Click Tools/Add-Ins and then click Analysis ToolPak checkbox from the Add-Ins list box and then click OK. We are now ready to construct our regression statistics.


Click Tools/Data Analysis, locate the Regression option, click OK. Enter cell range for Y (B1:B21) and X (C1:C21) in respective range box. Click label as first row contains names of the variables entered. Type regression statistics in the text box to the right of the New Worksheet Ply in the Output Options section. You can also request to observe the residuals from the regression.



7. Data Transformations


Sometimes you may want to transform one variable in another form. For example, if the relationship between two variables is exponential then undertaking a logarithmic transformation of the variables will make the relationship linear (see Lecture 6) or reduce mis-specification problems (Lecture 7) and heteroskedasticity (Lecture 8).

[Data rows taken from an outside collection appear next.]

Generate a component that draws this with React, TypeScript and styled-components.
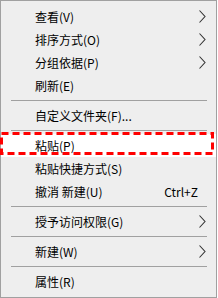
import React from "react";
import styled, { createGlobalStyle } from "styled-components";

const Global = createGlobalStyle`
  html, body { margin: 0; padding: 0; background: #ffffff; }
  body { font-family: "Noto Sans CJK SC", "Noto Sans", sans-serif; }
`;

const Menu = styled.div`
  position: relative;
  box-sizing: border-box;
  width: 217px;
  height: 298px;
  border: 1px solid #a0a0a0;
  background: #eeeeee;
  padding: 4px 0;
  display: flex;
  flex-direction: column;
`;

const Row = styled.div<{ $active?: boolean }>`
  height: 23px;
  flex: none;
  display: flex;
  align-items: center;
  padding: 0 10px 0 34px;
  background: ${(p) => (p.$active ? "#ffffff" : "transparent")};
  font-size: 12px;
  line-height: 23px;
  color: #000000;
  white-space: nowrap;
`;

const Label = styled.span`
  flex: 1;
`;

const Shortcut = styled.span`
  margin-right: 1px;
`;

const ArrowSlot = styled.span`
  width: 7px;
  height: 13px;
  display: flex;
`;

const Separator = styled.div`
  flex: none;
  height: 7px;
  display: flex;
  align-items: center;
  padding: 0 9px 0 10px;
  &::before {
    content: "";
    flex: 1;
    height: 1px;
    background: #a0a0a0;
  }
`;

const Mark = styled.svg`
  position: absolute;
  left: -1px;
  top: 131px;
  width: 214px;
  height: 23px;
  pointer-events: none;
`;

const Chevron = () => (
  <svg width="7" height="13" viewBox="0 0 7 13">
    <polyline points="0.5,0.5 6,6.5 0.5,12.5" fill="none" stroke="#333" strokeWidth="1.1" />
  </svg>
);

type Item = { label: string; sub?: boolean; shortcut?: string; active?: boolean } | "sep";

const items: Item[] = [
  { label: "查看(V)", sub: true },
  { label: "排序方式(O)", sub: true },
  { label: "分组依据(P)", sub: true },
  { label: "刷新(E)" },
  "sep",
  { label: "自定义文件夹(F)..." },
  "sep",
  { label: "粘贴(P)", active: true },
  { label: "粘贴快捷方式(S)" },
  { label: "撤消 新建(U)", shortcut: "Ctrl+Z" },
  "sep",
  { label: "授予访问权限(G)", sub: true },
  "sep",
  { label: "新建(W)", sub: true },
  "sep",
  { label: "属性(R)" },
];

export default function App() {
  return (
    <>
      <Global />
      <Menu>
        {items.map((it, i) =>
          it === "sep" ? (
            <Separator key={i} />
          ) : (
            <Row key={i} $active={it.active}>
              <Label>{it.label}</Label>
              {it.shortcut && <Shortcut>{it.shortcut}</Shortcut>}
              <ArrowSlot>{it.sub && <Chevron />}</ArrowSlot>
            </Row>
          )
        )}
        <Mark viewBox="0 0 214 23">
          <rect x="1.5" y="1.5" width="211" height="20" fill="none" stroke="#ff0000" strokeWidth="3" strokeDasharray="7 4" />
        </Mark>
      </Menu>
    </>
  );
}
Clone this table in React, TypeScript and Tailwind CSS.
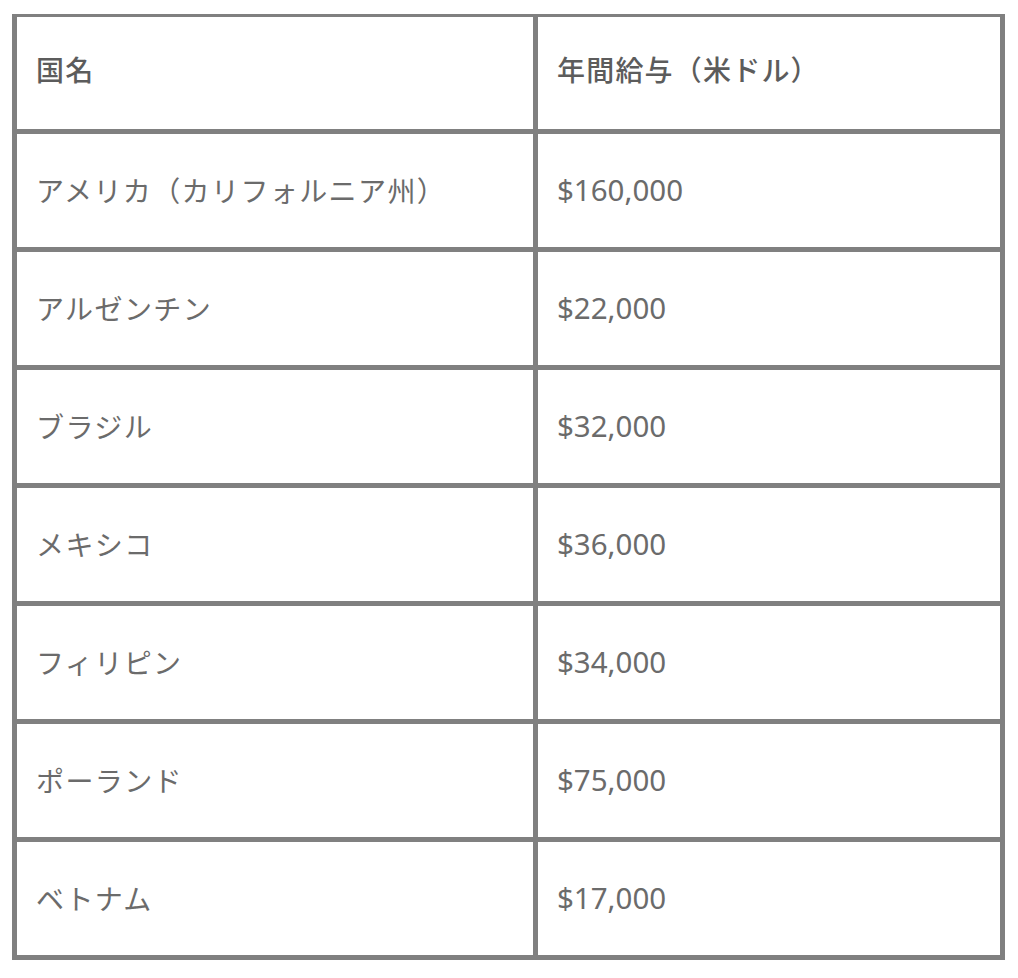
const rows = [
  { country: "アメリカ（カリフォルニア州）", salary: "$160,000" },
  { country: "アルゼンチン", salary: "$22,000" },
  { country: "ブラジル", salary: "$32,000" },
  { country: "メキシコ", salary: "$36,000" },
  { country: "フィリピン", salary: "$34,000" },
  { country: "ポーランド", salary: "$75,000" },
  { country: "ベトナム", salary: "$17,000" },
]

const jp = { fontFamily: '"Noto Sans CJK JP", "Noto Sans", sans-serif' }
const latin = { fontFamily: '"Noto Sans", "Noto Sans CJK JP", sans-serif' }

export default function App() {
  return (
    <div className="min-h-[978px] bg-white pt-[14px] pl-[12px]" style={jp}>
      <div className="inline-grid grid-cols-[516px_462px] gap-[5px] bg-[#808080] pt-[3px] px-[5px] pb-[5px]">
        <div className="h-[112px] bg-white flex items-center pl-[19px] pb-[8px] text-[28px] tracking-[1.2px] font-medium text-[#5c5c5c]">国名</div>
        <div className="h-[112px] bg-white flex items-center pl-[19px] pb-[8px] text-[28px] tracking-[1.2px] font-medium text-[#5c5c5c]">年間給与（米ドル）</div>
        {rows.map((r) => (
          <>
            <div key={r.country} className="h-[113px] bg-white flex items-center pl-[19px] pb-[2px] text-[28px] tracking-[1.4px] text-[#6b6b6b]">
              {r.country}
            </div>
            <div key={r.salary} className="h-[113px] bg-white flex items-center pl-[19px] text-[29.5px] text-[#6b6b6b]" style={latin}>
              {r.salary}
            </div>
          </>
        ))}
      </div>
    </div>
  )
}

To transform Wages into (natural) logarithmic form:


In the first cell of a new column (D) write the variable name LnWages. Next highlight the second cell of the column and click on the function button in the toolbar. Using the function category Math and Trig locate the function name LN, click OK. The number you want converting is the Wages value which is contained in row 2 (i.e. C2). A quick way of repeating this for all the other values is to use the autofill function. Move the mouse pointer to the bottom right hand side of the cell so that the pointer changes from a white plus sign to a black plus sign. Click and hold down the mouse button and drag the fill handle down to cell D21.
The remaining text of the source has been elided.